>>

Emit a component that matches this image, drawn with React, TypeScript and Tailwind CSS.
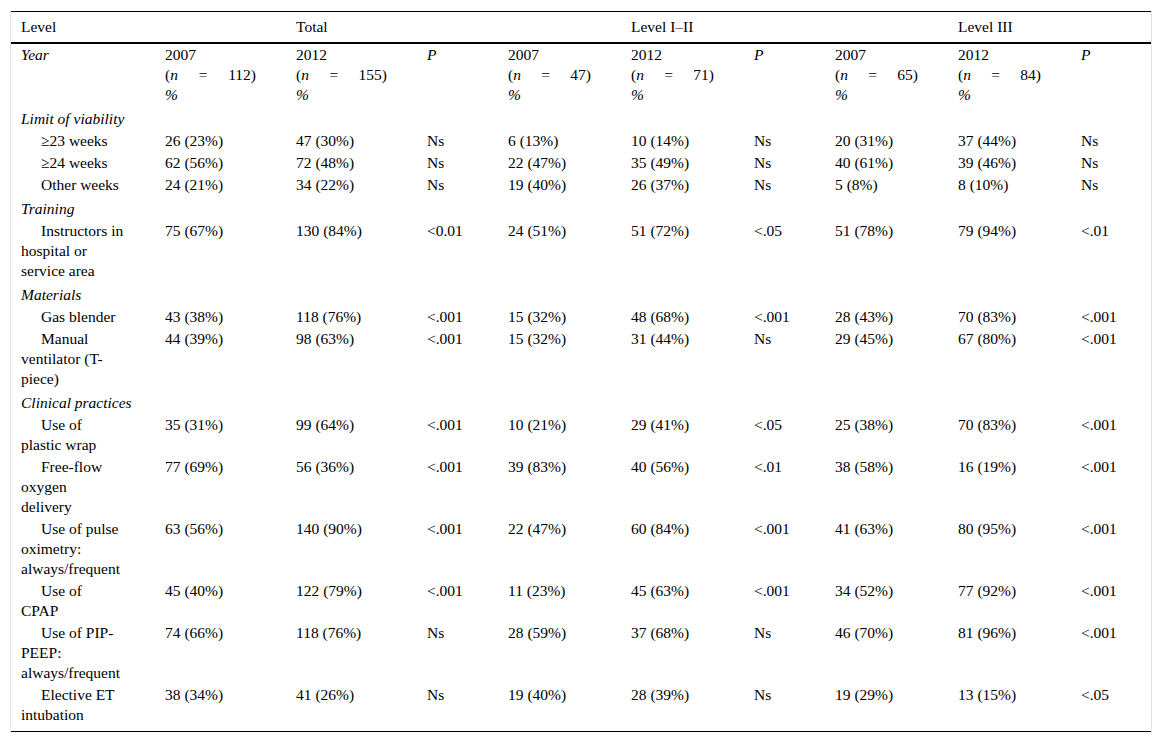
import React from "react";

type Row =
  | { kind: "cat"; label: string }
  | { kind: "data"; lines: string[]; values: string[] };

const rows: Row[] = [
  { kind: "cat", label: "Limit of viability" },
  { kind: "data", lines: ["≥23 weeks"], values: ["26 (23%)", "47 (30%)", "Ns", "6 (13%)", "10 (14%)", "Ns", "20 (31%)", "37 (44%)", "Ns"] },
  { kind: "data", lines: ["≥24 weeks"], values: ["62 (56%)", "72 (48%)", "Ns", "22 (47%)", "35 (49%)", "Ns", "40 (61%)", "39 (46%)", "Ns"] },
  { kind: "data", lines: ["Other weeks"], values: ["24 (21%)", "34 (22%)", "Ns", "19 (40%)", "26 (37%)", "Ns", "5 (8%)", "8 (10%)", "Ns"] },
  { kind: "cat", label: "Training" },
  { kind: "data", lines: ["Instructors in", "hospital or", "service area"], values: ["75 (67%)", "130 (84%)", "<0.01", "24 (51%)", "51 (72%)", "<.05", "51 (78%)", "79 (94%)", "<.01"] },
  { kind: "cat", label: "Materials" },
  { kind: "data", lines: ["Gas blender"], values: ["43 (38%)", "118 (76%)", "<.001", "15 (32%)", "48 (68%)", "<.001", "28 (43%)", "70 (83%)", "<.001"] },
  { kind: "data", lines: ["Manual", "ventilator (T-", "piece)"], values: ["44 (39%)", "98 (63%)", "<.001", "15 (32%)", "31 (44%)", "Ns", "29 (45%)", "67 (80%)", "<.001"] },
  { kind: "cat", label: "Clinical practices" },
  { kind: "data", lines: ["Use of", "plastic wrap"], values: ["35 (31%)", "99 (64%)", "<.001", "10 (21%)", "29 (41%)", "<.05", "25 (38%)", "70 (83%)", "<.001"] },
  { kind: "data", lines: ["Free-flow", "oxygen", "delivery"], values: ["77 (69%)", "56 (36%)", "<.001", "39 (83%)", "40 (56%)", "<.01", "38 (58%)", "16 (19%)", "<.001"] },
  { kind: "data", lines: ["Use of pulse", "oximetry:", "always/frequent"], values: ["63 (56%)", "140 (90%)", "<.001", "22 (47%)", "60 (84%)", "<.001", "41 (63%)", "80 (95%)", "<.001"] },
  { kind: "data", lines: ["Use of", "CPAP"], values: ["45 (40%)", "122 (79%)", "<.001", "11 (23%)", "45 (63%)", "<.001", "34 (52%)", "77 (92%)", "<.001"] },
  { kind: "data", lines: ["Use of PIP-", "PEEP:", "always/frequent"], values: ["74 (66%)", "118 (76%)", "Ns", "28 (59%)", "37 (68%)", "Ns", "46 (70%)", "81 (96%)", "<.001"] },
  { kind: "data", lines: ["Elective ET", "intubation"], values: ["38 (34%)", "41 (26%)", "Ns", "19 (40%)", "28 (39%)", "Ns", "19 (29%)", "13 (15%)", "<.05"] },
];

const widths = ["w-[144px]", "w-[131px]", "w-[131px]", "w-[81px]", "w-[123px]", "w-[123px]", "w-[81px]", "w-[123px]", "w-[123px]", "w-[80px]"];

// year + n for each group column, null = P column
const yearCols: ([string, string] | null)[] = [
  ["2007", "112"],
  ["2012", "155"],
  null,
  ["2007", "47"],
  ["2012", "71"],
  null,
  ["2007", "65"],
  ["2012", "84"],
  null,
];

const cell = "pl-[10px] pr-[30px] align-top text-left font-normal whitespace-nowrap";

const App = () => {
  return (
    <div className="w-[1163px] h-[743px] bg-white text-black text-[15.5px] leading-[20px] font-['Liberation_Serif',serif]">
      <div className="ml-[10px] pt-[11px] w-[1142px]">
        <div className="border-x border-[#e4e4e4]">
          <table className="table-fixed border-separate border-spacing-0 w-[1140px]">
            <colgroup>
              {widths.map((w, i) => (
                <col key={i} className={w} />
              ))}
            </colgroup>
            <thead>
              <tr>
                {["Level", "", "Total", "", "", "Level I–II", "", "", "Level III", ""].map((h, i) => (
                  <th
                    key={i}
                    className={`${cell} ${i === 0 ? "pr-[31px]" : ""} pt-[5px] pb-[5px] border-t border-b-2 border-black`}
                  >
                    {h}
                  </th>
                ))}
              </tr>
            </thead>
            <tbody>
              <tr>
                <td className={`${cell} pr-[31px] py-[1px] italic`}>Year</td>
                {yearCols.map((y, i) => (
                  <td key={i} className={`${cell} py-[1px]`}>
                    {y ? (
                      <div>
                        <div>{y[0]}</div>
                        <div className="flex justify-between">
                          <span>
                            (<i>n</i>
                          </span>
                          <span>=</span>
                          <span>{y[1]})</span>
                        </div>
                        <div className="italic">%</div>
                      </div>
                    ) : (
                      <i>P</i>
                    )}
                  </td>
                ))}
              </tr>
              {rows.map((r, idx) => {
                const last = idx === rows.length - 1;
                if (r.kind === "cat") {
                  return (
                    <tr key={idx}>
                      <td colSpan={10} className={`${cell} pt-[3px] pb-[1px] italic`}>
                        {r.label}
                      </td>
                    </tr>
                  );
                }
                const edge = last ? "pt-[1px] pb-[6px] border-b border-black" : "py-[1px]";
                return (
                  <tr key={idx}>
                    <td className={`${cell} pr-[31px] ${edge}`}>
                      {r.lines.map((l, j) => (
                        <div key={j} className={j === 0 ? "pl-5" : ""}>
                          {l}
                        </div>
                      ))}
                    </td>
                    {r.values.map((v, j) => (
                      <td key={j} className={`${cell} ${edge}`}>
                        {v}
                      </td>
                    ))}
                  </tr>
                );
              })}
            </tbody>
          </table>
        </div>
      </div>
    </div>
  );
};

export default App;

<<

What needs to be done: Copy the data exactly. Any picture it contains is to be omitted.

Result of this exercise:
Emit a component that matches this image, drawn with React, TypeScript and Tailwind CSS.
import React from "react";

type Row =
  | { kind: "cat"; label: string }
  | { kind: "data"; lines: string[]; values: string[] };

const rows: Row[] = [
  { kind: "cat", label: "Limit of viability" },
  { kind: "data", lines: ["≥23 weeks"], values: ["26 (23%)", "47 (30%)", "Ns", "6 (13%)", "10 (14%)", "Ns", "20 (31%)", "37 (44%)", "Ns"] },
  { kind: "data", lines: ["≥24 weeks"], values: ["62 (56%)", "72 (48%)", "Ns", "22 (47%)", "35 (49%)", "Ns", "40 (61%)", "39 (46%)", "Ns"] },
  { kind: "data", lines: ["Other weeks"], values: ["24 (21%)", "34 (22%)", "Ns", "19 (40%)", "26 (37%)", "Ns", "5 (8%)", "8 (10%)", "Ns"] },
  { kind: "cat", label: "Training" },
  { kind: "data", lines: ["Instructors in", "hospital or", "service area"], values: ["75 (67%)", "130 (84%)", "<0.01", "24 (51%)", "51 (72%)", "<.05", "51 (78%)", "79 (94%)", "<.01"] },
  { kind: "cat", label: "Materials" },
  { kind: "data", lines: ["Gas blender"], values: ["43 (38%)", "118 (76%)", "<.001", "15 (32%)", "48 (68%)", "<.001", "28 (43%)", "70 (83%)", "<.001"] },
  { kind: "data", lines: ["Manual", "ventilator (T-", "piece)"], values: ["44 (39%)", "98 (63%)", "<.001", "15 (32%)", "31 (44%)", "Ns", "29 (45%)", "67 (80%)", "<.001"] },
  { kind: "cat", label: "Clinical practices" },
  { kind: "data", lines: ["Use of", "plastic wrap"], values: ["35 (31%)", "99 (64%)", "<.001", "10 (21%)", "29 (41%)", "<.05", "25 (38%)", "70 (83%)", "<.001"] },
  { kind: "data", lines: ["Free-flow", "oxygen", "delivery"], values: ["77 (69%)", "56 (36%)", "<.001", "39 (83%)", "40 (56%)", "<.01", "38 (58%)", "16 (19%)", "<.001"] },
  { kind: "data", lines: ["Use of pulse", "oximetry:", "always/frequent"], values: ["63 (56%)", "140 (90%)", "<.001", "22 (47%)", "60 (84%)", "<.001", "41 (63%)", "80 (95%)", "<.001"] },
  { kind: "data", lines: ["Use of", "CPAP"], values: ["45 (40%)", "122 (79%)", "<.001", "11 (23%)", "45 (63%)", "<.001", "34 (52%)", "77 (92%)", "<.001"] },
  { kind: "data", lines: ["Use of PIP-", "PEEP:", "always/frequent"], values: ["74 (66%)", "118 (76%)", "Ns", "28 (59%)", "37 (68%)", "Ns", "46 (70%)", "81 (96%)", "<.001"] },
  { kind: "data", lines: ["Elective ET", "intubation"], values: ["38 (34%)", "41 (26%)", "Ns", "19 (40%)", "28 (39%)", "Ns", "19 (29%)", "13 (15%)", "<.05"] },
];

const widths = ["w-[144px]", "w-[131px]", "w-[131px]", "w-[81px]", "w-[123px]", "w-[123px]", "w-[81px]", "w-[123px]", "w-[123px]", "w-[80px]"];

// year + n for each group column, null = P column
const yearCols: ([string, string] | null)[] = [
  ["2007", "112"],
  ["2012", "155"],
  null,
  ["2007", "47"],
  ["2012", "71"],
  null,
  ["2007", "65"],
  ["2012", "84"],
  null,
];

const cell = "pl-[10px] pr-[30px] align-top text-left font-normal whitespace-nowrap";

const App = () => {
  return (
    <div className="w-[1163px] h-[743px] bg-white text-black text-[15.5px] leading-[20px] font-['Liberation_Serif',serif]">
      <div className="ml-[10px] pt-[11px] w-[1142px]">
        <div className="border-x border-[#e4e4e4]">
          <table className="table-fixed border-separate border-spacing-0 w-[1140px]">
            <colgroup>
              {widths.map((w, i) => (
                <col key={i} className={w} />
              ))}
            </colgroup>
            <thead>
              <tr>
                {["Level", "", "Total", "", "", "Level I–II", "", "", "Level III", ""].map((h, i) => (
                  <th
                    key={i}
                    className={`${cell} ${i === 0 ? "pr-[31px]" : ""} pt-[5px] pb-[5px] border-t border-b-2 border-black`}
                  >
                    {h}
                  </th>
                ))}
              </tr>
            </thead>
            <tbody>
              <tr>
                <td className={`${cell} pr-[31px] py-[1px] italic`}>Year</td>
                {yearCols.map((y, i) => (
                  <td key={i} className={`${cell} py-[1px]`}>
                    {y ? (
                      <div>
                        <div>{y[0]}</div>
                        <div className="flex justify-between">
                          <span>
                            (<i>n</i>
                          </span>
                          <span>=</span>
                          <span>{y[1]})</span>
                        </div>
                        <div className="italic">%</div>
                      </div>
                    ) : (
                      <i>P</i>
                    )}
                  </td>
                ))}
              </tr>
              {rows.map((r, idx) => {
                const last = idx === rows.length - 1;
                if (r.kind === "cat") {
                  return (
                    <tr key={idx}>
                      <td colSpan={10} className={`${cell} pt-[3px] pb-[1px] italic`}>
                        {r.label}
                      </td>
                    </tr>
                  );
                }
                const edge = last ? "pt-[1px] pb-[6px] border-b border-black" : "py-[1px]";
                return (
                  <tr key={idx}>
                    <td className={`${cell} pr-[31px] ${edge}`}>
                      {r.lines.map((l, j) => (
                        <div key={j} className={j === 0 ? "pl-5" : ""}>
                          {l}
                        </div>
                      ))}
                    </td>
                    {r.values.map((v, j) => (
                      <td key={j} className={`${cell} ${edge}`}>
                        {v}
                      </td>
                    ))}
                  </tr>
                );
              })}
            </tbody>
          </table>
        </div>
      </div>
    </div>
  );
};

export default App;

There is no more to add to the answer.